■ Source material ■
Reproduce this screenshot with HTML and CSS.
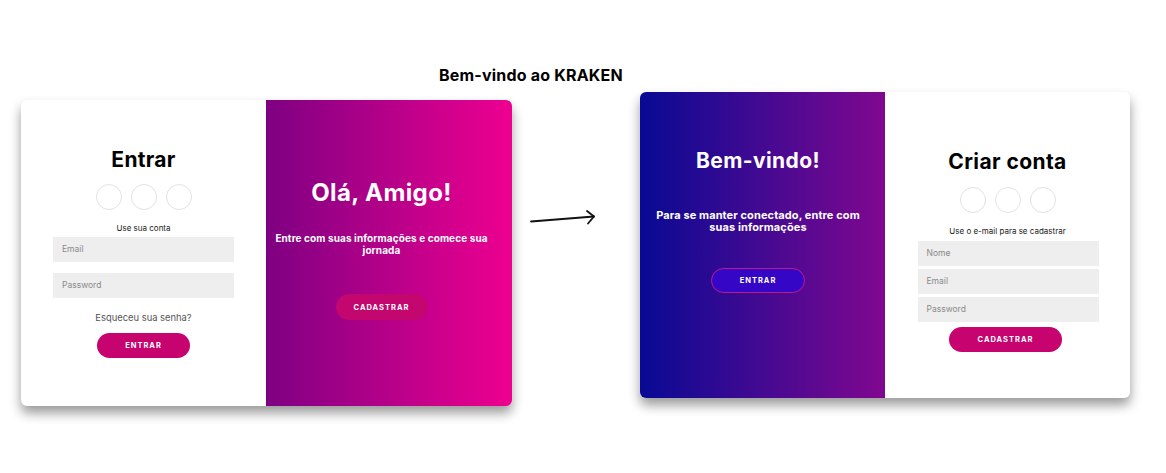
FILE: index.html
```html
<!DOCTYPE html>
<html lang="pt-BR">
<head>
<meta charset="utf-8">
<title>Bem-vindo ao KRAKEN</title>
<link rel="stylesheet" href="styles.css">
</head>
<body>
<main class="page">
  <h1 class="page-title">Bem-vindo ao KRAKEN</h1>
  <div class="row">
    <section class="card card-login">
      <div class="panel panel-form">
        <h2 class="form-title">Entrar</h2>
        <div class="socials"><span class="social"></span><span class="social"></span><span class="social"></span></div>
        <p class="hint">Use sua conta</p>
        <div class="fields fields-login">
          <div class="field">Email</div>
          <div class="field">Password</div>
        </div>
        <p class="forgot">Esqueceu sua senha?</p>
        <button class="btn btn-pink btn-entrar">ENTRAR</button>
      </div>
      <div class="panel panel-pink">
        <h2 class="overlay-title">Olá, Amigo!</h2>
        <p class="overlay-text">Entre com suas informações e comece sua<br>jornada</p>
        <button class="btn btn-ghost-pink">CADASTRAR</button>
      </div>
    </section>

    <div class="arrow">
      <svg width="128" height="30" viewBox="0 0 128 30" fill="none" stroke="#111" stroke-width="1.8" stroke-linecap="round" stroke-linejoin="round">
        <path d="M19 19.5 L82 14.5"/>
        <path d="M75 9 L82 14.5 L76 21.5"/>
      </svg>
    </div>

    <section class="card card-signup">
      <div class="panel panel-blue">
        <h2 class="overlay-title overlay-title-sm">Bem-vindo!</h2>
        <p class="overlay-text overlay-text-blue">Para se manter conectado, entre com<br>suas informações</p>
        <button class="btn btn-violet">ENTRAR</button>
      </div>
      <div class="panel panel-form">
        <h2 class="form-title form-title-signup">Criar conta</h2>
        <div class="socials"><span class="social"></span><span class="social"></span><span class="social"></span></div>
        <p class="hint hint-signup">Use o e-mail para se cadastrar</p>
        <div class="fields fields-signup">
          <div class="field">Nome</div>
          <div class="field">Email</div>
          <div class="field">Password</div>
        </div>
        <button class="btn btn-pink btn-cadastrar">CADASTRAR</button>
      </div>
    </section>
  </div>
</main>
</body>
</html>
```

FILE: styles.css
```css
* { box-sizing: border-box; }

html, body {
  margin: 0;
  padding: 0;
  background: #ffffff;
}

body {
  width: 1166px;
  height: 473px;
  overflow: hidden;
  font-family: Inter, "Open Sans", "Liberation Sans", sans-serif;
  color: #000;
}

.page {
  padding-top: 66px;
}

.page-title {
  margin: 0 0 8px 0;
  padding-left: 439px;
  font-size: 16px;
  line-height: 18px;
  font-weight: 700;
  letter-spacing: 0.2px;
  color: #000;
}

.row {
  display: flex;
  align-items: flex-start;
  padding-left: 21px;
}

.card {
  display: flex;
  height: 306px;
  border-radius: 6px;
  box-shadow: 0 7px 12px rgba(0, 0, 0, 0.4);
  overflow: hidden;
  background: #fff;
}

.card-login {
  width: 491px;
  margin-top: 8px;
}

.card-signup {
  width: 490px;
}

.panel {
  height: 100%;
  display: flex;
  flex-direction: column;
  align-items: center;
}

.card-login .panel-form { width: 245px; padding-top: 47px; }
.card-login .panel-pink { width: 246px; padding-right: 15px; }
.card-signup .panel-blue { width: 245px; padding-right: 9px; }
.card-signup .panel-form { width: 245px; padding-top: 57px; }

.panel-pink {
  background: linear-gradient(to right, #7e0082 0%, #ee0090 100%);
  padding-top: 78px;
  color: #fff;
}

.panel-blue {
  background: linear-gradient(to right, #080a94 0%, #80088f 100%);
  padding-top: 56px;
  color: #fff;
}

.form-title {
  margin: 0;
  font-size: 21px;
  line-height: 26px;
  font-weight: 700;
  letter-spacing: 0.3px;
  color: #000;
}

.form-title-signup { letter-spacing: 0.4px; }

.socials {
  display: flex;
  gap: 9px;
  margin-top: 11px;
}

.form-title-signup + .socials { margin-top: 12px; }

.social {
  width: 26px;
  height: 26px;
  border-radius: 50%;
  border: 1px solid #e2e2e2;
}

.hint {
  margin: 12px 0 0 0;
  font-size: 8px;
  line-height: 12px;
  color: #222;
}

.fields {
  display: flex;
  flex-direction: column;
  width: 181px;
}

.fields-login { margin-top: 3px; gap: 11px; }
.fields-signup { margin-top: 4px; gap: 3px; }

.card-signup .fields { margin-left: 1px; }

.field {
  height: 25px;
  background: #eeeeee;
  font-size: 8.5px;
  line-height: 25px;
  padding-left: 9px;
  color: #8a8a8a;
}

.forgot {
  margin: 13px 0 0 0;
  font-size: 9.4px;
  line-height: 14px;
  color: #555;
}

.btn {
  display: block;
  height: 25px;
  border: 0;
  border-radius: 13px;
  font-family: Inter, "Liberation Sans", sans-serif;
  font-size: 7.5px;
  font-weight: 700;
  letter-spacing: 1px;
  color: #fff;
  padding: 0;
}

.btn-pink { background: #c6036f; }

.btn-entrar { width: 93px; margin-top: 8px; }
.btn-cadastrar { width: 113px; margin-top: 5px; margin-right: 4px; }

.btn-ghost-pink {
  width: 91px;
  height: 26px;
  margin-top: 38px;
  background: #c4066f;
}

.btn-violet {
  width: 94px;
  margin-top: 35px;
  background: #3606c6;
  border: 1px solid #c0188c;
}

.overlay-title {
  margin: 0;
  font-size: 24px;
  line-height: 30px;
  font-weight: 700;
  letter-spacing: 0.4px;
  color: #fff;
}

.overlay-title-sm {
  font-size: 21px;
  line-height: 26px;
}

.overlay-text {
  margin: 24px 0 0 0;
  font-size: 10px;
  line-height: 12px;
  font-weight: 700;
  letter-spacing: 0.1px;
  text-align: center;
  color: #fff;
  white-space: nowrap;
}

.overlay-text-blue {
  margin-top: 35px;
  font-size: 11px;
}

.arrow {
  width: 128px;
  margin-top: 110px;
  display: flex;
}
```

■ What the task asks ■
Repeat the listing in full and exactly. Do not include any images.

■ The answer ■
Reproduce this screenshot with HTML and CSS.
FILE: index.html
```html
<!DOCTYPE html>
<html lang="pt-BR">
<head>
<meta charset="utf-8">
<title>Bem-vindo ao KRAKEN</title>
<link rel="stylesheet" href="styles.css">
</head>
<body>
<main class="page">
  <h1 class="page-title">Bem-vindo ao KRAKEN</h1>
  <div class="row">
    <section class="card card-login">
      <div class="panel panel-form">
        <h2 class="form-title">Entrar</h2>
        <div class="socials"><span class="social"></span><span class="social"></span><span class="social"></span></div>
        <p class="hint">Use sua conta</p>
        <div class="fields fields-login">
          <div class="field">Email</div>
          <div class="field">Password</div>
        </div>
        <p class="forgot">Esqueceu sua senha?</p>
        <button class="btn btn-pink btn-entrar">ENTRAR</button>
      </div>
      <div class="panel panel-pink">
        <h2 class="overlay-title">Olá, Amigo!</h2>
        <p class="overlay-text">Entre com suas informações e comece sua<br>jornada</p>
        <button class="btn btn-ghost-pink">CADASTRAR</button>
      </div>
    </section>

    <div class="arrow">
      <svg width="128" height="30" viewBox="0 0 128 30" fill="none" stroke="#111" stroke-width="1.8" stroke-linecap="round" stroke-linejoin="round">
        <path d="M19 19.5 L82 14.5"/>
        <path d="M75 9 L82 14.5 L76 21.5"/>
      </svg>
    </div>

    <section class="card card-signup">
      <div class="panel panel-blue">
        <h2 class="overlay-title overlay-title-sm">Bem-vindo!</h2>
        <p class="overlay-text overlay-text-blue">Para se manter conectado, entre com<br>suas informações</p>
        <button class="btn btn-violet">ENTRAR</button>
      </div>
      <div class="panel panel-form">
        <h2 class="form-title form-title-signup">Criar conta</h2>
        <div class="socials"><span class="social"></span><span class="social"></span><span class="social"></span></div>
        <p class="hint hint-signup">Use o e-mail para se cadastrar</p>
        <div class="fields fields-signup">
          <div class="field">Nome</div>
          <div class="field">Email</div>
          <div class="field">Password</div>
        </div>
        <button class="btn btn-pink btn-cadastrar">CADASTRAR</button>
      </div>
    </section>
  </div>
</main>
</body>
</html>
```

FILE: styles.css
```css
* { box-sizing: border-box; }

html, body {
  margin: 0;
  padding: 0;
  background: #ffffff;
}

body {
  width: 1166px;
  height: 473px;
  overflow: hidden;
  font-family: Inter, "Open Sans", "Liberation Sans", sans-serif;
  color: #000;
}

.page {
  padding-top: 66px;
}

.page-title {
  margin: 0 0 8px 0;
  padding-left: 439px;
  font-size: 16px;
  line-height: 18px;
  font-weight: 700;
  letter-spacing: 0.2px;
  color: #000;
}

.row {
  display: flex;
  align-items: flex-start;
  padding-left: 21px;
}

.card {
  display: flex;
  height: 306px;
  border-radius: 6px;
  box-shadow: 0 7px 12px rgba(0, 0, 0, 0.4);
  overflow: hidden;
  background: #fff;
}

.card-login {
  width: 491px;
  margin-top: 8px;
}

.card-signup {
  width: 490px;
}

.panel {
  height: 100%;
  display: flex;
  flex-direction: column;
  align-items: center;
}

.card-login .panel-form { width: 245px; padding-top: 47px; }
.card-login .panel-pink { width: 246px; padding-right: 15px; }
.card-signup .panel-blue { width: 245px; padding-right: 9px; }
.card-signup .panel-form { width: 245px; padding-top: 57px; }

.panel-pink {
  background: linear-gradient(to right, #7e0082 0%, #ee0090 100%);
  padding-top: 78px;
  color: #fff;
}

.panel-blue {
  background: linear-gradient(to right, #080a94 0%, #80088f 100%);
  padding-top: 56px;
  color: #fff;
}

.form-title {
  margin: 0;
  font-size: 21px;
  line-height: 26px;
  font-weight: 700;
  letter-spacing: 0.3px;
  color: #000;
}

.form-title-signup { letter-spacing: 0.4px; }

.socials {
  display: flex;
  gap: 9px;
  margin-top: 11px;
}

.form-title-signup + .socials { margin-top: 12px; }

.social {
  width: 26px;
  height: 26px;
  border-radius: 50%;
  border: 1px solid #e2e2e2;
}

.hint {
  margin: 12px 0 0 0;
  font-size: 8px;
  line-height: 12px;
  color: #222;
}

.fields {
  display: flex;
  flex-direction: column;
  width: 181px;
}

.fields-login { margin-top: 3px; gap: 11px; }
.fields-signup { margin-top: 4px; gap: 3px; }

.card-signup .fields { margin-left: 1px; }

.field {
  height: 25px;
  background: #eeeeee;
  font-size: 8.5px;
  line-height: 25px;
  padding-left: 9px;
  color: #8a8a8a;
}

.forgot {
  margin: 13px 0 0 0;
  font-size: 9.4px;
  line-height: 14px;
  color: #555;
}

.btn {
  display: block;
  height: 25px;
  border: 0;
  border-radius: 13px;
  font-family: Inter, "Liberation Sans", sans-serif;
  font-size: 7.5px;
  font-weight: 700;
  letter-spacing: 1px;
  color: #fff;
  padding: 0;
}

.btn-pink { background: #c6036f; }

.btn-entrar { width: 93px; margin-top: 8px; }
.btn-cadastrar { width: 113px; margin-top: 5px; margin-right: 4px; }

.btn-ghost-pink {
  width: 91px;
  height: 26px;
  margin-top: 38px;
  background: #c4066f;
}

.btn-violet {
  width: 94px;
  margin-top: 35px;
  background: #3606c6;
  border: 1px solid #c0188c;
}

.overlay-title {
  margin: 0;
  font-size: 24px;
  line-height: 30px;
  font-weight: 700;
  letter-spacing: 0.4px;
  color: #fff;
}

.overlay-title-sm {
  font-size: 21px;
  line-height: 26px;
}

.overlay-text {
  margin: 24px 0 0 0;
  font-size: 10px;
  line-height: 12px;
  font-weight: 700;
  letter-spacing: 0.1px;
  text-align: center;
  color: #fff;
  white-space: nowrap;
}

.overlay-text-blue {
  margin-top: 35px;
  font-size: 11px;
}

.arrow {
  width: 128px;
  margin-top: 110px;
  display: flex;
}
```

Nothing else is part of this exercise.